DATA EXTRACT:
++++++

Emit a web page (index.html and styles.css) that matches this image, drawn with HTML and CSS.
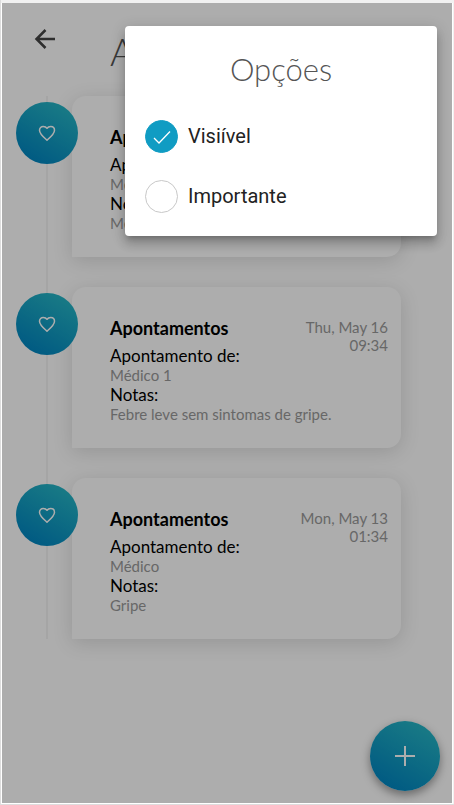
FILE: index.html
```html
<!DOCTYPE html>
<html lang="pt">
<head>
<meta charset="utf-8">
<meta name="viewport" content="width=device-width, initial-scale=1">
<title>Apontamentos</title>
<link rel="stylesheet" href="styles.css">
</head>
<body>
<svg class="sprite" aria-hidden="true">
  <symbol id="heart" viewBox="0 0 18 18">
    <path d="M9 16.2C5.600 13.200 1.500 9.900 1.500 6.200C1.500 3.900 3.200 2.400 5.200 2.400C6.900 2.400 8.300 3.100 9 4.300C9.700 3.100 11.100 2.400 12.800 2.400C14.800 2.400 16.500 3.900 16.500 6.200C16.500 9.900 12.400 13.200 9 16.200Z" fill="none" stroke="currentColor" stroke-width="1.500" stroke-linejoin="round"/>
  </symbol>
</svg>
<div class="screen">
  <header class="header">
    <button class="back" type="button" aria-label="Voltar">
      <svg class="back-icon" viewBox="0 0 20 20"><path d="M20 10H2M10.500 1L1.500 10L10.500 19" fill="none" stroke="currentColor" stroke-width="2.500"/></svg>
    </button>
    <h1 class="title">Apontamentos</h1>
  </header>

  <main class="timeline">
    <article class="entry">
      <span class="badge"><svg class="heart"><use href="#heart"/></svg></span>
      <section class="card">
        <h2 class="card-title">Apontamentos</h2>
        <p class="label">Apontamento de:</p>
        <p class="value">Médico</p>
        <p class="label">Notas:</p>
        <p class="value">Médico</p>
      </section>
    </article>
    <article class="entry">
      <span class="badge"><svg class="heart"><use href="#heart"/></svg></span>
      <section class="card">
        <time class="date">Thu, May 16<br>09:34</time>
        <h2 class="card-title">Apontamentos</h2>
        <p class="label">Apontamento de:</p>
        <p class="value">Médico 1</p>
        <p class="label">Notas:</p>
        <p class="value">Febre leve sem sintomas de gripe.</p>
      </section>
    </article>
    <article class="entry">
      <span class="badge"><svg class="heart"><use href="#heart"/></svg></span>
      <section class="card">
        <time class="date">Mon, May 13<br>01:34</time>
        <h2 class="card-title">Apontamentos</h2>
        <p class="label">Apontamento de:</p>
        <p class="value">Médico</p>
        <p class="label">Notas:</p>
        <p class="value">Gripe</p>
      </section>
    </article>
  </main>

  <button class="fab" type="button" aria-label="Adicionar">
    <svg class="fab-icon" viewBox="0 0 20 20"><path d="M10 0V20M0 10H20" stroke="currentColor" stroke-width="2"/></svg>
  </button>

  <div class="backdrop"></div>

  <div class="popover" role="dialog" aria-labelledby="options-title">
    <h2 class="popover-title" id="options-title">Opções</h2>
    <label class="option"><input class="check" type="checkbox" checked>Visiível</label>
    <label class="option"><input class="check" type="checkbox">Importante</label>
  </div>
</div>
</body>
</html>
```
FILE: styles.css
```css
* {
  box-sizing: border-box;
}

body {
  margin: 0;
  min-height: 100vh;
  display: flex;
  padding: 3px 2px 2px;
  background: #fff;
  box-shadow: inset 1px 0 #ddd, inset 0 3px #f1f1f1, inset 0 -1px #ddd, inset -1px 0 #f1f1f1;
  font-family: Lato, "Liberation Sans", sans-serif;
  color: #000;
}

h1, h2, p {
  margin: 0;
}

.sprite {
  position: absolute;
  width: 0;
  height: 0;
}

.screen {
  position: relative;
  flex: 1;
  background: #fff;
  overflow: hidden;
}

.header {
  display: flex;
  align-items: flex-start;
  gap: 54px;
  padding: 24px 32px 21px;
}

.back {
  display: flex;
  padding: 2px 0;
  border: 0;
  background: none;
  color: #444;
}

.back-icon {
  width: 22px;
  height: 20px;
}

.title {
  font-size: 38px;
  line-height: 48px;
  font-weight: 300;
  color: #555;
}

.timeline {
  display: flex;
  flex-direction: column;
  gap: 30px;
  margin: 0 51px 0 14px;
  background: linear-gradient(#f3f3f3, #f3f3f3) 30px 0 / 2px 100% no-repeat;
}

.entry {
  display: flex;
  align-items: flex-start;
}

.badge,
.fab {
  display: flex;
  align-items: center;
  justify-content: center;
  border: 0;
  border-radius: 50%;
  color: #fff;
  background: linear-gradient(30deg, #0084c0 10%, #26b6c5 90%);
}

.badge {
  z-index: 1;
  width: 62px;
  height: 62px;
  margin: 6px -6px 0 0;
}

.heart {
  width: 18px;
  height: 18px;
}

.card {
  flex: 1;
  padding: 31px 13px 24px 38px;
  border-radius: 14px 14px 14px 0;
  background: #fff;
  box-shadow: 0 4px 20px rgba(0, 0, 0, 0.14);
}

.card-title {
  font-size: 18px;
  line-height: 20px;
  font-weight: 700;
  margin-bottom: 8px;
}

.date {
  float: right;
  font-size: 15px;
  line-height: 18px;
  text-align: right;
  color: #999;
}

.label {
  font-size: 17px;
  line-height: 19px;
}

.value {
  font-size: 15px;
  line-height: 20px;
  color: #999;
}

.fab {
  position: absolute;
  right: 12px;
  bottom: 12px;
  width: 70px;
  height: 70px;
  padding: 0;
  box-shadow: 0 4px 10px rgba(0, 0, 0, 0.4);
}

.fab-icon {
  width: 20px;
  height: 20px;
}

.backdrop {
  position: absolute;
  inset: 0;
  z-index: 2;
  background: rgba(0, 0, 0, 0.32);
}

.popover {
  position: absolute;
  z-index: 3;
  top: 23px;
  right: 15px;
  width: 312px;
  padding: 22px 20px 23px;
  border-radius: 4px;
  background: #fff;
  box-shadow: 0 5px 5px -3px rgba(0, 0, 0, 0.2), 0 8px 10px 1px rgba(0, 0, 0, 0.14), 0 3px 14px 2px rgba(0, 0, 0, 0.12);
}

.popover-title {
  margin-bottom: 29px;
  font-size: 31px;
  line-height: 43px;
  font-weight: 300;
  text-align: center;
  color: #555;
}

.option {
  display: flex;
  align-items: center;
  gap: 10px;
  font: 20px/33px Roboto, sans-serif;
  color: #222;
}

.option + .option {
  margin-top: 27px;
}

.check {
  appearance: none;
  width: 33px;
  height: 33px;
  margin: 0;
  border: 1px solid #c8c8c8;
  border-radius: 50%;
  background: #fff;
}

.check:checked {
  border-color: #109cc3;
  background: #109cc3 url('data:image/svg+xml,<svg xmlns="http://www.w3.org/2000/svg" viewBox="0 0 18 14"><path d="M1 8L6 13L17 1.500" fill="none" stroke="white" stroke-width="1.300"/></svg>') center / 18px 14px no-repeat;
}
```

++++++

Output the lines above in full and exactly as given, omitting any pictures.

OUTPUT OF THE EXERCISE:
Emit a web page (index.html and styles.css) that matches this image, drawn with HTML and CSS.
FILE: index.html
```html
<!DOCTYPE html>
<html lang="pt">
<head>
<meta charset="utf-8">
<meta name="viewport" content="width=device-width, initial-scale=1">
<title>Apontamentos</title>
<link rel="stylesheet" href="styles.css">
</head>
<body>
<svg class="sprite" aria-hidden="true">
  <symbol id="heart" viewBox="0 0 18 18">
    <path d="M9 16.2C5.600 13.200 1.500 9.900 1.500 6.200C1.500 3.900 3.200 2.400 5.200 2.400C6.900 2.400 8.300 3.100 9 4.300C9.700 3.100 11.100 2.400 12.800 2.400C14.800 2.400 16.500 3.900 16.500 6.200C16.500 9.900 12.400 13.200 9 16.200Z" fill="none" stroke="currentColor" stroke-width="1.500" stroke-linejoin="round"/>
  </symbol>
</svg>
<div class="screen">
  <header class="header">
    <button class="back" type="button" aria-label="Voltar">
      <svg class="back-icon" viewBox="0 0 20 20"><path d="M20 10H2M10.500 1L1.500 10L10.500 19" fill="none" stroke="currentColor" stroke-width="2.500"/></svg>
    </button>
    <h1 class="title">Apontamentos</h1>
  </header>

  <main class="timeline">
    <article class="entry">
      <span class="badge"><svg class="heart"><use href="#heart"/></svg></span>
      <section class="card">
        <h2 class="card-title">Apontamentos</h2>
        <p class="label">Apontamento de:</p>
        <p class="value">Médico</p>
        <p class="label">Notas:</p>
        <p class="value">Médico</p>
      </section>
    </article>
    <article class="entry">
      <span class="badge"><svg class="heart"><use href="#heart"/></svg></span>
      <section class="card">
        <time class="date">Thu, May 16<br>09:34</time>
        <h2 class="card-title">Apontamentos</h2>
        <p class="label">Apontamento de:</p>
        <p class="value">Médico 1</p>
        <p class="label">Notas:</p>
        <p class="value">Febre leve sem sintomas de gripe.</p>
      </section>
    </article>
    <article class="entry">
      <span class="badge"><svg class="heart"><use href="#heart"/></svg></span>
      <section class="card">
        <time class="date">Mon, May 13<br>01:34</time>
        <h2 class="card-title">Apontamentos</h2>
        <p class="label">Apontamento de:</p>
        <p class="value">Médico</p>
        <p class="label">Notas:</p>
        <p class="value">Gripe</p>
      </section>
    </article>
  </main>

  <button class="fab" type="button" aria-label="Adicionar">
    <svg class="fab-icon" viewBox="0 0 20 20"><path d="M10 0V20M0 10H20" stroke="currentColor" stroke-width="2"/></svg>
  </button>

  <div class="backdrop"></div>

  <div class="popover" role="dialog" aria-labelledby="options-title">
    <h2 class="popover-title" id="options-title">Opções</h2>
    <label class="option"><input class="check" type="checkbox" checked>Visiível</label>
    <label class="option"><input class="check" type="checkbox">Importante</label>
  </div>
</div>
</body>
</html>
```
FILE: styles.css
```css
* {
  box-sizing: border-box;
}

body {
  margin: 0;
  min-height: 100vh;
  display: flex;
  padding: 3px 2px 2px;
  background: #fff;
  box-shadow: inset 1px 0 #ddd, inset 0 3px #f1f1f1, inset 0 -1px #ddd, inset -1px 0 #f1f1f1;
  font-family: Lato, "Liberation Sans", sans-serif;
  color: #000;
}

h1, h2, p {
  margin: 0;
}

.sprite {
  position: absolute;
  width: 0;
  height: 0;
}

.screen {
  position: relative;
  flex: 1;
  background: #fff;
  overflow: hidden;
}

.header {
  display: flex;
  align-items: flex-start;
  gap: 54px;
  padding: 24px 32px 21px;
}

.back {
  display: flex;
  padding: 2px 0;
  border: 0;
  background: none;
  color: #444;
}

.back-icon {
  width: 22px;
  height: 20px;
}

.title {
  font-size: 38px;
  line-height: 48px;
  font-weight: 300;
  color: #555;
}

.timeline {
  display: flex;
  flex-direction: column;
  gap: 30px;
  margin: 0 51px 0 14px;
  background: linear-gradient(#f3f3f3, #f3f3f3) 30px 0 / 2px 100% no-repeat;
}

.entry {
  display: flex;
  align-items: flex-start;
}

.badge,
.fab {
  display: flex;
  align-items: center;
  justify-content: center;
  border: 0;
  border-radius: 50%;
  color: #fff;
  background: linear-gradient(30deg, #0084c0 10%, #26b6c5 90%);
}

.badge {
  z-index: 1;
  width: 62px;
  height: 62px;
  margin: 6px -6px 0 0;
}

.heart {
  width: 18px;
  height: 18px;
}

.card {
  flex: 1;
  padding: 31px 13px 24px 38px;
  border-radius: 14px 14px 14px 0;
  background: #fff;
  box-shadow: 0 4px 20px rgba(0, 0, 0, 0.14);
}

.card-title {
  font-size: 18px;
  line-height: 20px;
  font-weight: 700;
  margin-bottom: 8px;
}

.date {
  float: right;
  font-size: 15px;
  line-height: 18px;
  text-align: right;
  color: #999;
}

.label {
  font-size: 17px;
  line-height: 19px;
}

.value {
  font-size: 15px;
  line-height: 20px;
  color: #999;
}

.fab {
  position: absolute;
  right: 12px;
  bottom: 12px;
  width: 70px;
  height: 70px;
  padding: 0;
  box-shadow: 0 4px 10px rgba(0, 0, 0, 0.4);
}

.fab-icon {
  width: 20px;
  height: 20px;
}

.backdrop {
  position: absolute;
  inset: 0;
  z-index: 2;
  background: rgba(0, 0, 0, 0.32);
}

.popover {
  position: absolute;
  z-index: 3;
  top: 23px;
  right: 15px;
  width: 312px;
  padding: 22px 20px 23px;
  border-radius: 4px;
  background: #fff;
  box-shadow: 0 5px 5px -3px rgba(0, 0, 0, 0.2), 0 8px 10px 1px rgba(0, 0, 0, 0.14), 0 3px 14px 2px rgba(0, 0, 0, 0.12);
}

.popover-title {
  margin-bottom: 29px;
  font-size: 31px;
  line-height: 43px;
  font-weight: 300;
  text-align: center;
  color: #555;
}

.option {
  display: flex;
  align-items: center;
  gap: 10px;
  font: 20px/33px Roboto, sans-serif;
  color: #222;
}

.option + .option {
  margin-top: 27px;
}

.check {
  appearance: none;
  width: 33px;
  height: 33px;
  margin: 0;
  border: 1px solid #c8c8c8;
  border-radius: 50%;
  background: #fff;
}

.check:checked {
  border-color: #109cc3;
  background: #109cc3 url('data:image/svg+xml,<svg xmlns="http://www.w3.org/2000/svg" viewBox="0 0 18 14"><path d="M1 8L6 13L17 1.500" fill="none" stroke="white" stroke-width="1.300"/></svg>') center / 18px 14px no-repeat;
}
```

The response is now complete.